Palestine-Israel: Secretary Kerry drums home two-state solution

Palestine-Israel: Secretary Kerry drums home two-state solution

US Secretary of State John Kerry Wednesday urged Israelis to consider the two-state solution to end the historic conflict with Palestinians while saying that he knows the move will require courage.

Kerry was addressing an Israeli gathering at UN, in commemoration of the 1975 speech delivered by Israeli ambassador Chaim Herzog denouncing a UN “resolution that declared Zionism a form of racism.”

“The Zionist dream embraces the concept of Israel as a Jewish democracy, a beacon of light to all nations,” Kerry told the gathering before adding “That dream can only be upheld by two states living side by side in security.”
“We all know from years of discussion and efforts: this is not an impossible dream. It is achievable.”

He also told the gathering that he knows that recognizing Palestine as a state is a hard move which requires “courage” and “leadership.”

“Fear and bigotry can be defeated, but those are choices we now get to make. So now it’s our turn,” he said.

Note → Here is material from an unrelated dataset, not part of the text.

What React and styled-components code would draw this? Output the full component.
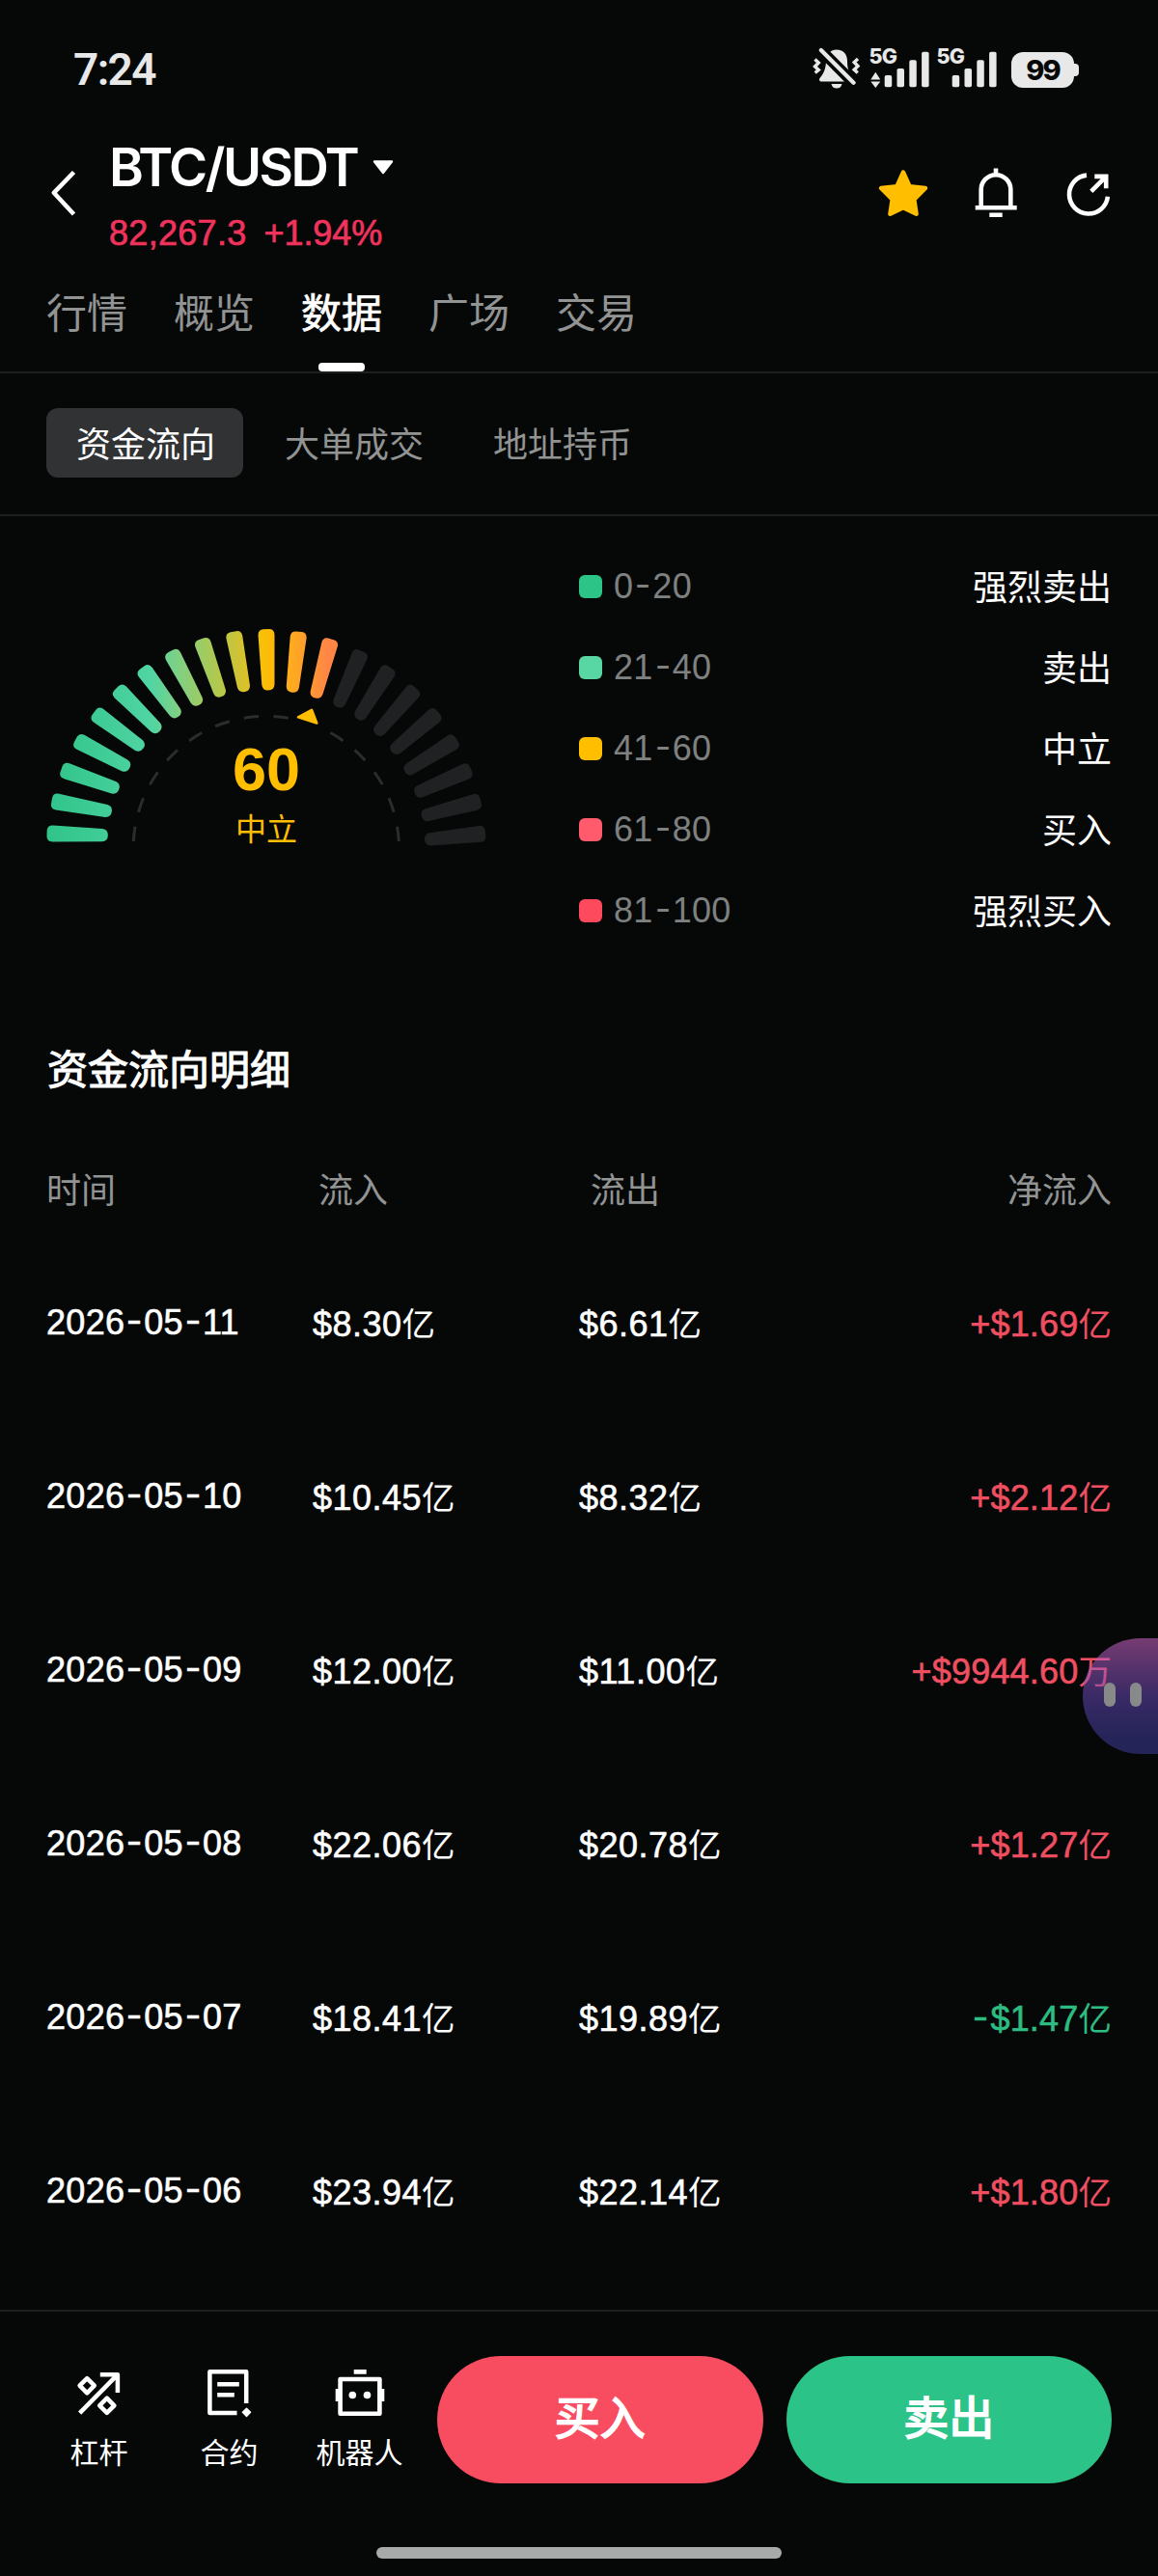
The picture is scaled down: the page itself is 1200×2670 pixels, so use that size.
import React from "react";
import styled, { createGlobalStyle } from "styled-components";

const c = {
  bg: "#060808",
  line: "#1d1f1f",
  text: "#ffffff",
  muted: "#929494",
  dim: "#7f8080",
  up: "#ef4f60",
  down: "#2dbd83",
  price: "#f0335c",
  gold: "#ffbf00",
};
const numeric = `"Liberation Sans", Arial, "Noto Sans CJK SC", sans-serif`;

const GlobalStyle = createGlobalStyle`
  * { box-sizing: border-box; }
  body {
    margin: 0;
    background: ${c.bg};
    color: ${c.text};
    font-family: Inter, "Noto Sans CJK SC", sans-serif;
    -webkit-font-smoothing: antialiased;
  }
`;

const Screen = styled.div`
  position: relative;
  display: flex;
  flex-direction: column;
  width: 1200px;
  height: 2670px;
  overflow: hidden;
`;

/* ---------- status bar ---------- */
const StatusBar = styled.div`
  display: flex;
  justify-content: space-between;
  height: 145px;
  padding: 49px 82px 0 76px;
  color: #e7e8e7;
`;
const Clock = styled.div`
  font-family: Roboto, sans-serif;
  font-weight: 600;
  font-size: 46px;
  line-height: 47px;
  letter-spacing: -1.6px;
`;
const StatusIcons = styled.div`
  display: flex;
  height: 46px;
`;
const SignalSvg = styled.svg`
  margin: -8px 0 0 ${(p) => p.$gap}px;
  font-family: Inter, sans-serif;
  font-weight: 800;
`;
const Battery = styled.div`
  display: flex;
  align-items: center;
  height: 37px;
  margin: 5px 0 0 15px;
`;
const BatteryBody = styled.div`
  width: 65px;
  height: 37px;
  border-radius: 12px;
  background: #e7e8e7;
  color: ${c.bg};
  font-weight: 800;
  font-size: 29px;
  line-height: 37px;
  letter-spacing: -2px;
  text-align: center;
`;
const BatteryTip = styled.div`
  width: 5px;
  height: 13px;
  border-radius: 0 4px 4px 0;
  background: #e7e8e7;
`;

/* ---------- header ---------- */
const Header = styled.header`
  display: flex;
  align-items: center;
  height: 111px;
  padding: 0 45px 0 48px;
`;
const Pair = styled.div`
  flex: 1;
  margin-left: 29px;
`;
const PairTitle = styled.div`
  display: flex;
  align-items: center;
  gap: 15px;
  font-weight: 600;
  font-size: 54.5px;
  line-height: 57px;
  letter-spacing: -2.5px;
`;
const PairPrice = styled.div`
  display: flex;
  gap: 18px;
  margin-top: 25px;
  color: ${c.price};
  font-family: ${numeric};
  font-size: 36px;
  line-height: 30px;
  letter-spacing: 0.3px;
  -webkit-text-stroke: 0.7px currentColor;
`;
const Change = styled.span`
  letter-spacing: -0.1px;
`;
const HeaderActions = styled.div`
  display: flex;
  gap: 42px;
`;

/* ---------- tabs ---------- */
const Tabs = styled.nav`
  display: flex;
  gap: 48px;
  height: 131px;
  padding: 0 48px;
  border-bottom: 2px solid ${c.line};
`;
const Tab = styled.div`
  position: relative;
  padding-top: 39px;
  color: ${(p) => (p.$active ? c.text : c.muted)};
  font-size: 42px;
  line-height: 60px;
  -webkit-text-stroke: ${(p) => (p.$active ? "0.7px currentColor" : "0")};
  &::after {
    content: "";
    display: ${(p) => (p.$active ? "block" : "none")};
    position: absolute;
    left: calc(50% - 24px);
    bottom: 0;
    width: 48px;
    height: 9px;
    border-radius: 4px;
    background: #fff;
  }
`;
const SubTabs = styled.nav`
  display: flex;
  gap: 12px;
  padding: 36px 48px 38px;
  border-bottom: 2px solid ${c.line};
`;
const SubTab = styled.div`
  padding: 0 29px 0 31px;
  border-radius: 12px;
  background: ${(p) => (p.$active ? "#313234" : "transparent")};
  color: ${(p) => (p.$active ? c.text : c.muted)};
  font-size: 36px;
  line-height: 77px;
  height: 72px;
`;

/* ---------- sentiment ---------- */
const Sentiment = styled.section`
  display: flex;
  justify-content: space-between;
  padding: 31px 48px 0;
`;
const GaugeBox = styled.div`
  position: relative;
  width: 460px;
  height: 240px;
  margin-top: 86px;
`;
const GaugeReadout = styled.div`
  position: absolute;
  left: 0;
  top: 113px;
  width: 456px;
  text-align: center;
  color: ${c.gold};
`;
const GaugeValue = styled.div`
  font-family: ${numeric};
  font-weight: 700;
  font-size: 63px;
  line-height: 64px;
`;
const GaugeLabel = styled.div`
  margin-top: 11px;
  font-size: 32px;
  line-height: 40px;
`;
const Legend = styled.div`
  width: 552px;
`;
const LegendRow = styled.div`
  display: flex;
  align-items: center;
  height: 84px;
`;
const Swatch = styled.i`
  width: 24px;
  height: 24px;
  border-radius: 6px;
  background: ${(p) => p.$color};
`;
const LegendRange = styled.span`
  flex: 1;
  height: 84px;
  margin-left: 12px;
  color: ${c.dim};
  font-family: ${numeric};
  font-size: 36px;
  line-height: 84px;
  letter-spacing: 0.3px;
`;
const LegendName = styled.span`
  height: 84px;
  font-size: 36px;
  line-height: 87px;
`;
const Dash = styled.span`
  position: relative;
  top: -3px;
  display: inline-block;
  width: 20px;
  letter-spacing: 0;
  text-align: center;
  transform: scaleX(1.3);
`;

/* ---------- table ---------- */
const SectionTitle = styled.h2`
  margin: 93px 49px 0;
  font-weight: 400;
  font-size: 42px;
  line-height: 60px;
  -webkit-text-stroke: 1.1px currentColor;
`;
const HeadRow = styled.div`
  display: grid;
  grid-template-columns: repeat(4, 1fr);
  gap: 24px;
  margin: 65px 48px 17px;
  color: ${c.muted};
  font-size: 36px;
  line-height: 60px;
`;
const Row = styled.div`
  display: grid;
  grid-template-columns: repeat(4, 1fr);
  height: 180px;
  padding: 0 48px;
  font-family: ${numeric};
  font-size: 36px;
  line-height: 180px;
`;
const HeadCell = styled.div`
  text-align: ${(p) => (p.$end ? "right" : "left")};
`;
const DateCell = styled.div`
  line-height: 179px;
  letter-spacing: 0.3px;
  -webkit-text-stroke: 0.6px currentColor;
`;
const Amount = styled.div`
  padding-top: 2px;
  letter-spacing: 0.5px;
  white-space: nowrap;
  -webkit-text-stroke: 0.6px currentColor;
`;
const Net = styled(Amount)`
  letter-spacing: 0.2px;
  text-align: right;
  color: ${(p) => (p.$down ? c.down : c.up)};
`;
const Unit = styled.span`
  font-size: 34.5px;
  letter-spacing: 0;
  -webkit-text-stroke: 0;
`;

/* ---------- floating assistant ---------- */
const Assistant = styled.div`
  position: absolute;
  right: 0;
  top: 1698px;
  display: flex;
  gap: 15px;
  width: 78px;
  height: 120px;
  padding: 46px 0 0 22px;
  border-radius: 60px 0 0 60px;
  background: linear-gradient(#dc6cd4, #6a4abb 50%, #423ea4 85%);
  opacity: 0.52;
`;
const Eye = styled.i`
  width: 12px;
  height: 25px;
  border-radius: 6px;
  background: #fff;
`;

/* ---------- bottom bar ---------- */
const BottomBar = styled.footer`
  position: relative;
  display: flex;
  align-items: flex-start;
  height: 276px;
  margin-top: auto;
  padding: 46px 48px 0 35px;
  border-top: 2px solid ${c.line};
`;
const Tool = styled.div`
  display: flex;
  flex-direction: column;
  align-items: center;
  gap: 15px;
  width: 135px;
  padding-top: 11px;
  font-size: 30px;
  line-height: 41px;
`;
const Trade = styled.div`
  flex: 1;
  height: 132px;
  margin-left: ${(p) => (p.$buy ? 13 : 24)}px;
  border-radius: 66px;
  background: ${(p) => (p.$buy ? "#f84d60" : "#2bc387")};
  font-weight: 400;
  font-size: 47px;
  line-height: 128px;
  text-align: center;
  -webkit-text-stroke: 1.8px currentColor;
`;
const HomeIndicator = styled.div`
  position: absolute;
  left: 390px;
  bottom: 18px;
  width: 420px;
  height: 12px;
  border-radius: 6px;
  background: #a8aaa9;
`;

/* ---------- drawings ---------- */
function MuteIcon() {
  return (
    <svg width="50" height="46" viewBox="0 0 50 46" fill="#e7e8e7">
      <path d="M25 2.5C17.5 2.5 14 8.500 14 14C14 24 10 29 7.200 32.500Q6.500 35.500 9 35.500H41Q43.500 35.500 42 32.500C38 28 36 23 36 14C36 8 32.500 2.500 25 2.500Z" />
      <path d="M19.500 38H30.500Q29.500 42.500 25 42.500Q20.500 42.500 19.500 38Z" />
      <path d="M8.700 3L43 37.500" stroke={c.bg} strokeWidth="11.500" />
      <path d="M8.900 3L42.500 36.700" stroke="#e7e8e7" strokeWidth="4.300" strokeLinecap="round" />
      <path
        d="M2.500 12.500L6.300 16L2.500 20L6.300 23.500L2.700 26.500M47 12L43.200 15.500L47 19.500L43.200 23.200L46.800 26.500"
        fill="none"
        stroke="#e7e8e7"
        strokeWidth="3.400"
      />
    </svg>
  );
}

function Signal({ arrows, gap, offset }) {
  const tops = [29, 22, 13.3, 4.7];
  return (
    <SignalSvg $gap={gap} width="62" height="54" viewBox="0 -8 62 54" fill="#e7e8e7">
      <text x="-0.500" y="17" fontSize="21.500" letterSpacing="-0.700">5G</text>
      {arrows && <path d="M1.300 33.500L6.300 25.700L11.300 33.500ZM1.300 35.500H11.300L6.300 42Z" />}
      {tops.map((t, i) => (
        <rect key={t} x={offset + i * 12.8} y={t} width="7.500" height={41.3 - t} rx="1.800" />
      ))}
    </SignalSvg>
  );
}

const BackIcon = () => (
  <svg width="36" height="54" viewBox="0 0 36 54" fill="none" stroke="#fff" strokeWidth="4.600">
    <path d="M28.500 4.500L7.800 25.800L28.500 48" strokeLinejoin="round" />
  </svg>
);
const CaretIcon = () => (
  <svg width="24" height="16" viewBox="0 0 24 16">
    <path d="M3 2.500H21L12 14Z" fill="#fff" stroke="#fff" strokeWidth="2.400" strokeLinejoin="round" />
  </svg>
);
const StarIcon = () => (
  <svg width="54" height="54" viewBox="0 0 54 54">
    <path
      d="M27 4.500L33.700 19.300L50 21L38.300 32.600L40.600 47.800L27 41.200L13.400 47.800L15.700 32.600L4 21L20.300 19.300Z"
      fill={c.gold}
      stroke={c.gold}
      strokeWidth="4.400"
      strokeLinejoin="round"
    />
  </svg>
);
const BellIcon = () => (
  <svg width="54" height="54" viewBox="0 0 54 54" fill="none" stroke="#fff" strokeWidth="4.600">
    <path d="M27 0.500V7M11.700 41V22.500A15.300 15.300 0 0 1 42.300 22.500V41M5.700 41.200H48.700M20.300 48.700H33.700" />
  </svg>
);
const ShareIcon = () => (
  <svg width="54" height="54" viewBox="0 0 54 54" fill="none" stroke="#fff" strokeWidth="4.600">
    <path d="M25 7.600A20 20 0 1 0 46.900 29.700M29.800 24.300L44.700 9.400M33.300 8.900H45.200V21.200" />
  </svg>
);
const LeverageIcon = () => (
  <svg width="54" height="54" viewBox="0 0 54 54" fill="none" stroke="#fff" strokeWidth="4.500" strokeLinejoin="round">
    <path d="M27.800 8.300H45.900V27M6.600 48.200L45 9.200" />
    <path d="M14.200 12.100L21.800 19.700L14.200 27.300L6.600 19.700ZM34.800 32.700L42.400 40.300L34.800 47.900L27.200 40.300Z" />
  </svg>
);
const ContractIcon = () => (
  <svg width="54" height="54" viewBox="0 0 54 54" fill="none" stroke="#fff" strokeWidth="4.500" strokeLinejoin="round">
    <path d="M44.200 38V5.300H6.400V48H34.500M14.200 18.200H36.800M14.200 29.300H31.800" />
    <path d="M44.500 43.200L48.600 47.300L44.500 51.400L40.400 47.300Z" fill="#fff" strokeWidth="1.400" />
  </svg>
);
const RobotIcon = () => (
  <svg width="54" height="54" viewBox="0 0 54 54" fill="none" stroke="#fff" strokeWidth="4.600" strokeLinejoin="round">
    <path d="M6.600 13H47.400V48.700H6.600ZM20.700 5.400H33.700" />
    <path d="M1.700 23H5V36H1.700ZM49 23H52.300V36H49Z" fill="#fff" stroke="none" />
    <circle cx="19.300" cy="29.500" r="3.800" fill="#fff" stroke="none" />
    <circle cx="34.500" cy="29.500" r="3.800" fill="#fff" stroke="none" />
  </svg>
);

const GAUGE = { cx: 227.8, cy: 228, outer: 227.8, inner: 137.7, ticks: 21, lit: 13 };
// One tapered tick: wide rounded end at the origin, narrow end 63px inward.
const BAR =
  "M0 -3Q0.200 -8.400 6 -8.500L57.500 -6.600Q63.300 -6 63.300 0Q63.300 6 57.500 6.600L6 8.500Q0.200 8.400 0 3Z";

function Gauge() {
  const { cx, cy, outer, inner, ticks, lit } = GAUGE;
  const bars = Array.from({ length: ticks }, (_, i) => 4.1 + i * 8.59);
  const rad = (d) => (d * Math.PI) / 180;
  const at = (d) => `${cx - inner * Math.cos(rad(d))} ${cy - inner * Math.sin(rad(d))}`;
  const place = (d) => `translate(${cx} ${cy}) rotate(${d}) translate(${-outer} 0) rotate(-2.100)`;
  const dashes = Array.from({ length: 14 }, (_, i) => 90 + (i - 6.5) * 12.85).filter((_, i) => i !== 8);
  return (
    <svg width="460" height="240" viewBox="0 0 460 240">
      <defs>
        <linearGradient id="heat" gradientUnits="userSpaceOnUse" x1="0" y1="0" x2="310" y2="0">
          <stop offset="0" stopColor="#30c48a" />
          <stop offset="0.150" stopColor="#3cca93" />
          <stop offset="0.350" stopColor="#50d5a3" />
          <stop offset="0.440" stopColor="#7fd084" />
          <stop offset="0.550" stopColor="#a8ca57" />
          <stop offset="0.650" stopColor="#d2c332" />
          <stop offset="0.730" stopColor="#fbbf05" />
          <stop offset="0.830" stopColor="#ffa822" />
          <stop offset="0.940" stopColor="#ff8645" />
        </linearGradient>
        <clipPath id="lit">
          {bars.slice(0, lit).map((d) => (
            <path key={d} d={BAR} transform={place(d)} />
          ))}
        </clipPath>
      </defs>
      <rect width="320" height="240" fill="url(#heat)" clipPath="url(#lit)" />
      {bars.slice(lit).map((d) => (
        <path key={d} d={BAR} fill="#202123" transform={place(d)} />
      ))}
      {dashes.map((d) => (
        <path
          key={d}
          d={`M${at(d - 3.2)}A${inner} ${inner} 0 0 1 ${at(d + 3.2)}`}
          fill="none"
          stroke="#2b2c2d"
          strokeWidth="3"
        />
      ))}
      <path d="M261 91.300L275 83.800L280.300 97.500Z" fill={c.gold} stroke={c.gold} strokeWidth="2.500" strokeLinejoin="round" />
    </svg>
  );
}

/* ---------- data ---------- */
const TABS = ["行情", "概览", "数据", "广场", "交易"];
const SUBTABS = ["资金流向", "大单成交", "地址持币"];
const LEGEND = [
  ["#2dc487", "0-20", "强烈卖出"],
  ["#58d6a4", "21-40", "卖出"],
  ["#ffbf00", "41-60", "中立"],
  ["#ff5b6d", "61-80", "买入"],
  ["#fe4a5d", "81-100", "强烈买入"],
];
const FLOWS = [
  ["2026-05-11", "$8.30", "$6.61", "+$1.69", "亿"],
  ["2026-05-10", "$10.45", "$8.32", "+$2.12", "亿"],
  ["2026-05-09", "$12.00", "$11.00", "+$9944.60", "万"],
  ["2026-05-08", "$22.06", "$20.78", "+$1.27", "亿"],
  ["2026-05-07", "$18.41", "$19.89", "-$1.47", "亿"],
  ["2026-05-06", "$23.94", "$22.14", "+$1.80", "亿"],
];

// Numbers joined by a wide dash raised to the middle of the digits.
function Dashed({ value }) {
  return value.split("-").map((part, i) => (
    <React.Fragment key={i}>
      {i > 0 && <Dash>-</Dash>}
      {part}
    </React.Fragment>
  ));
}

export default function App() {
  return (
    <Screen>
      <GlobalStyle />
      <StatusBar>
        <Clock>7:24</Clock>
        <StatusIcons>
          <MuteIcon />
          <Signal arrows gap={9} offset={15.7} />
          <Signal gap={8} offset={15.7} />
          <Battery>
            <BatteryBody>99</BatteryBody>
            <BatteryTip />
          </Battery>
        </StatusIcons>
      </StatusBar>

      <Header>
        <BackIcon />
        <Pair>
          <PairTitle>
            BTC/USDT
            <CaretIcon />
          </PairTitle>
          <PairPrice>
            <span>82,267.3</span>
            <Change>+1.94%</Change>
          </PairPrice>
        </Pair>
        <HeaderActions>
          <StarIcon />
          <BellIcon />
          <ShareIcon />
        </HeaderActions>
      </Header>

      <Tabs>
        {TABS.map((t) => (
          <Tab key={t} $active={t === "数据"}>{t}</Tab>
        ))}
      </Tabs>
      <SubTabs>
        {SUBTABS.map((t, i) => (
          <SubTab key={t} $active={i === 0}>{t}</SubTab>
        ))}
      </SubTabs>

      <Sentiment>
        <GaugeBox>
          <Gauge />
          <GaugeReadout>
            <GaugeValue>60</GaugeValue>
            <GaugeLabel>中立</GaugeLabel>
          </GaugeReadout>
        </GaugeBox>
        <Legend>
          {LEGEND.map(([color, range, name]) => (
            <LegendRow key={range}>
              <Swatch $color={color} />
              <LegendRange><Dashed value={range} /></LegendRange>
              <LegendName>{name}</LegendName>
            </LegendRow>
          ))}
        </Legend>
      </Sentiment>

      <SectionTitle>资金流向明细</SectionTitle>
      <HeadRow>
        <HeadCell>时间</HeadCell>
        <HeadCell>流入</HeadCell>
        <HeadCell>流出</HeadCell>
        <HeadCell $end>净流入</HeadCell>
      </HeadRow>
      {FLOWS.map(([date, inflow, outflow, net, unit]) => (
        <Row key={date}>
          <DateCell><Dashed value={date} /></DateCell>
          <Amount>{inflow}<Unit>亿</Unit></Amount>
          <Amount>{outflow}<Unit>亿</Unit></Amount>
          <Net $down={net.startsWith("-")}><Dashed value={net} /><Unit>{unit}</Unit></Net>
        </Row>
      ))}

      <Assistant>
        <Eye />
        <Eye />
      </Assistant>

      <BottomBar>
        <Tool><LeverageIcon />杠杆</Tool>
        <Tool><ContractIcon />合约</Tool>
        <Tool><RobotIcon />机器人</Tool>
        <Trade $buy>买入</Trade>
        <Trade>卖出</Trade>
        <HomeIndicator />
      </BottomBar>
    </Screen>
  );
}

Kerry’s call for two-state solution comes as the Israeli Prime Minister renewed, during his visit this week to Washington, commitment to hold fresh peace talks with Palestinians.

Talks initiated by the Obama Administration collapsed last year after the rival camps traded accusations leaving the talks in a standoff.

International diplomatic efforts are being made to push the opposed camps to renew peace talks in order to end the seriously deteriorated situation prevailing between Palestinians and Israelis in the West Bank.

The UN Security Council is studying a draft resolution presented by New Zealand also proposing a two-state solution as the only way out.

Tensions between Palestinians and Israeli have escalated since September following a Palestinian protest against Israeli presence at al-Aqsa Mosque. Israeli forces clamped down on protesters, igniting a series of clashes that left at least 77 Palestinians and 10 Israelis, mostly soldiers, killed.

Analysts are fearing the outbreak of a third intifada.